PROBLEM TO WORK ON
Copy every line of the listing that holds the string "styles".

Entries from a dataset:

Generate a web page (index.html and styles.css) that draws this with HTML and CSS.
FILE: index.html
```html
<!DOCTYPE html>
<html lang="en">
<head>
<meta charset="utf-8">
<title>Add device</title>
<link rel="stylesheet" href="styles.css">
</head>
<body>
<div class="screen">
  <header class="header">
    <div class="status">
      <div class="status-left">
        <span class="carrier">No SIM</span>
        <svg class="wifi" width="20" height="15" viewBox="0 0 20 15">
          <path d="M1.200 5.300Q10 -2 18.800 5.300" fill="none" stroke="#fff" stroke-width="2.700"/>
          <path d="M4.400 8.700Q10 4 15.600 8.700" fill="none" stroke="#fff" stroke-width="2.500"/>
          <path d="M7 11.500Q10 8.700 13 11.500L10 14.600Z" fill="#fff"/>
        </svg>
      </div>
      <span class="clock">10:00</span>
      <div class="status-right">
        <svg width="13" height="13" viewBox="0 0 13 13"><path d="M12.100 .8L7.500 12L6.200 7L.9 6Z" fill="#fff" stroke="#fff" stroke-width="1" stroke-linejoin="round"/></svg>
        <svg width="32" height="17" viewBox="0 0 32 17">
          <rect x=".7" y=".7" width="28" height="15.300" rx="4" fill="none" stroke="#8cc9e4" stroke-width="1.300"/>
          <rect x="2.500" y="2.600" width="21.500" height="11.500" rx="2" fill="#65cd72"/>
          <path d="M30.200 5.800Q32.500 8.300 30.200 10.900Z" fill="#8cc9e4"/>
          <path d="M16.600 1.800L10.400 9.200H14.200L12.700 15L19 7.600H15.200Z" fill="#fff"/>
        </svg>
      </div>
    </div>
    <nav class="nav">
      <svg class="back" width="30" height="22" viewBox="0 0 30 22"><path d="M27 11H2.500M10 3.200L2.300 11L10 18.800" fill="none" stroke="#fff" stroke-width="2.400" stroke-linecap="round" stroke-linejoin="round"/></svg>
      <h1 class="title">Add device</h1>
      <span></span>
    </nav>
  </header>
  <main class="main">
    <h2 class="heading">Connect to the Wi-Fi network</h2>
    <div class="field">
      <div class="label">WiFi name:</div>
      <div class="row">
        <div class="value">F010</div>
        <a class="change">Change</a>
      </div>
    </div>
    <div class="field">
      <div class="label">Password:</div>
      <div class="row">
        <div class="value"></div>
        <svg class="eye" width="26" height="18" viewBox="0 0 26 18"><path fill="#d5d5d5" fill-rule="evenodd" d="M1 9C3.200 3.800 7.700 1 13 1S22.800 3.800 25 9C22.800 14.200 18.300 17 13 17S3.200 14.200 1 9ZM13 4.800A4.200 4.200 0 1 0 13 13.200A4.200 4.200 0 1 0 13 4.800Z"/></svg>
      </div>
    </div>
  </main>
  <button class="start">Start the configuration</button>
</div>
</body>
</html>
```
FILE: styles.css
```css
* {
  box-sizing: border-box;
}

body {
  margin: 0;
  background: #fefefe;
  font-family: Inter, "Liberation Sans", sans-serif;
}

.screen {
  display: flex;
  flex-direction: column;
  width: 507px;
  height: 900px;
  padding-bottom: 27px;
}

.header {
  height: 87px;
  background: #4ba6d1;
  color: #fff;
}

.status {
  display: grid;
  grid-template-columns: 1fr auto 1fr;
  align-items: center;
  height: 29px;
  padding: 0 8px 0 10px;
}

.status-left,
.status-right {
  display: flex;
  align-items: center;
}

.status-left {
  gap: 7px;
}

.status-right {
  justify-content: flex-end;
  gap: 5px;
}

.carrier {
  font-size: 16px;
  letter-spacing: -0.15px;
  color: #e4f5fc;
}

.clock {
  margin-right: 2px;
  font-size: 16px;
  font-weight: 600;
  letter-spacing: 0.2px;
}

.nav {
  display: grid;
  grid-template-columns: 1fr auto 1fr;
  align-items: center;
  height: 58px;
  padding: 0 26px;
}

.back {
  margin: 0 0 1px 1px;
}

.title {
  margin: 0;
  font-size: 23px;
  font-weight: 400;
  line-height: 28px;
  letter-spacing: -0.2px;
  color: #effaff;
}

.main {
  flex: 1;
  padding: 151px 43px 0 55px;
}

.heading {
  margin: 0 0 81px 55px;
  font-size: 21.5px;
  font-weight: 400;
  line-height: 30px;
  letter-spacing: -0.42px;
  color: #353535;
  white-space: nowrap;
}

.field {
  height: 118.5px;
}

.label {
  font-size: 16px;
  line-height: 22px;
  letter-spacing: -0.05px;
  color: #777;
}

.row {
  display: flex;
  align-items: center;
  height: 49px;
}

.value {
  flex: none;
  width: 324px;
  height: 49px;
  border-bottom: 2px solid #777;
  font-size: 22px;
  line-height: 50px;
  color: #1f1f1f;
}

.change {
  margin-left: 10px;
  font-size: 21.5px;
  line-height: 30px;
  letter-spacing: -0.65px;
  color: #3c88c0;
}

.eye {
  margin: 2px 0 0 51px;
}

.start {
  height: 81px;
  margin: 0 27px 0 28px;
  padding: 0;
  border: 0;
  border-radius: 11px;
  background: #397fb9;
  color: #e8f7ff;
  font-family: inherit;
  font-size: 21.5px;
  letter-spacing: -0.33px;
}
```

...

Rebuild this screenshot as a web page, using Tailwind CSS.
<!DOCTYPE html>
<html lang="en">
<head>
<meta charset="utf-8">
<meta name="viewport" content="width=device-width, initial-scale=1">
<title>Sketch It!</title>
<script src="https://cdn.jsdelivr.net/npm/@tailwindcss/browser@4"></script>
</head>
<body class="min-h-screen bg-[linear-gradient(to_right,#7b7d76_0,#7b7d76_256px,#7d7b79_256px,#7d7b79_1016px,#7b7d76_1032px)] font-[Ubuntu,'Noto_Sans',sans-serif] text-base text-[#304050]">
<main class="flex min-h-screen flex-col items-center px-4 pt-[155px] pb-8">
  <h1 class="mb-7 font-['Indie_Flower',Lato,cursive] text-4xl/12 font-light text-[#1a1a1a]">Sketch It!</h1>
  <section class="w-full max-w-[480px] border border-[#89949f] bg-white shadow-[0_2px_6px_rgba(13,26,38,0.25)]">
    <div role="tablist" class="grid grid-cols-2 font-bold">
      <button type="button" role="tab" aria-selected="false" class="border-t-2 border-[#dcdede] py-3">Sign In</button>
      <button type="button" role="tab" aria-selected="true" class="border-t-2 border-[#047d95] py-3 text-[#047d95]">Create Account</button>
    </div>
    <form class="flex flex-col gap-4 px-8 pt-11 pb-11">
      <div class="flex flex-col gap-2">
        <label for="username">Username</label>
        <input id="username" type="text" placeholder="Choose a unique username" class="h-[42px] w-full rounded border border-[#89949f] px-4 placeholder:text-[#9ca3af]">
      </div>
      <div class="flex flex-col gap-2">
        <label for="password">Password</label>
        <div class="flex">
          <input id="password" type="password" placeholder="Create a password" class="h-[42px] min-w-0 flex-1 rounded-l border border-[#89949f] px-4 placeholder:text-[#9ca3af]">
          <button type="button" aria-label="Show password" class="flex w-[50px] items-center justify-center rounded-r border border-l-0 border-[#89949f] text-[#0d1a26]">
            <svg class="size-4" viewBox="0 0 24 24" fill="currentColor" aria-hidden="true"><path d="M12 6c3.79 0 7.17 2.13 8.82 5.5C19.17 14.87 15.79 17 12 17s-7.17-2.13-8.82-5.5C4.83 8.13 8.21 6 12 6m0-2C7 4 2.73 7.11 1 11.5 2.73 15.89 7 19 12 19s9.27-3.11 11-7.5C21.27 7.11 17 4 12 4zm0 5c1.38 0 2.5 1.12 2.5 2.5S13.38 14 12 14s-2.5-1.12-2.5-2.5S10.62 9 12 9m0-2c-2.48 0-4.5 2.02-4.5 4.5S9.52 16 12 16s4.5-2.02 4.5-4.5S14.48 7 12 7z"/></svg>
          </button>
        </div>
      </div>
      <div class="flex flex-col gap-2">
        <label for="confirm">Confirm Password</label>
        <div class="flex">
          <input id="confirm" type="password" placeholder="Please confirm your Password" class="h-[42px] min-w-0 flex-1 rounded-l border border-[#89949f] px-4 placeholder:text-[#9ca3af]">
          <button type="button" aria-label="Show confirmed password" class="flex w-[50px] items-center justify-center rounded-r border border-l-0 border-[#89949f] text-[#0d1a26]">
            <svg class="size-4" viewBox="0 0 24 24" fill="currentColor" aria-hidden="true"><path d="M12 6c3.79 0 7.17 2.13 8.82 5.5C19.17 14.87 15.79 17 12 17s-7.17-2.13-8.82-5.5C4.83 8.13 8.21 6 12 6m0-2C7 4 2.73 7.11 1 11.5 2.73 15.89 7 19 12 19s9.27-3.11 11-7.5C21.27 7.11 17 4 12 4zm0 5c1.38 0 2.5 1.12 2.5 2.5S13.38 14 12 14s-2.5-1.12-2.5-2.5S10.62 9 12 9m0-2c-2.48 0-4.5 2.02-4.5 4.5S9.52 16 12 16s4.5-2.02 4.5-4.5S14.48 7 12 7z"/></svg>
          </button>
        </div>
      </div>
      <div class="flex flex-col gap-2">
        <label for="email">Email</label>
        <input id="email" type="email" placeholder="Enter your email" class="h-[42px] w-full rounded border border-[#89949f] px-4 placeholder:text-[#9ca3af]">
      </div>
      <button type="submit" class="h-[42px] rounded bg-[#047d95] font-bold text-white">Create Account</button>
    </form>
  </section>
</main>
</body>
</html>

WRITTEN SOLUTION
Generate a web page (index.html and styles.css) that draws this with HTML and CSS.
<link rel="stylesheet" href="styles.css">
FILE: styles.css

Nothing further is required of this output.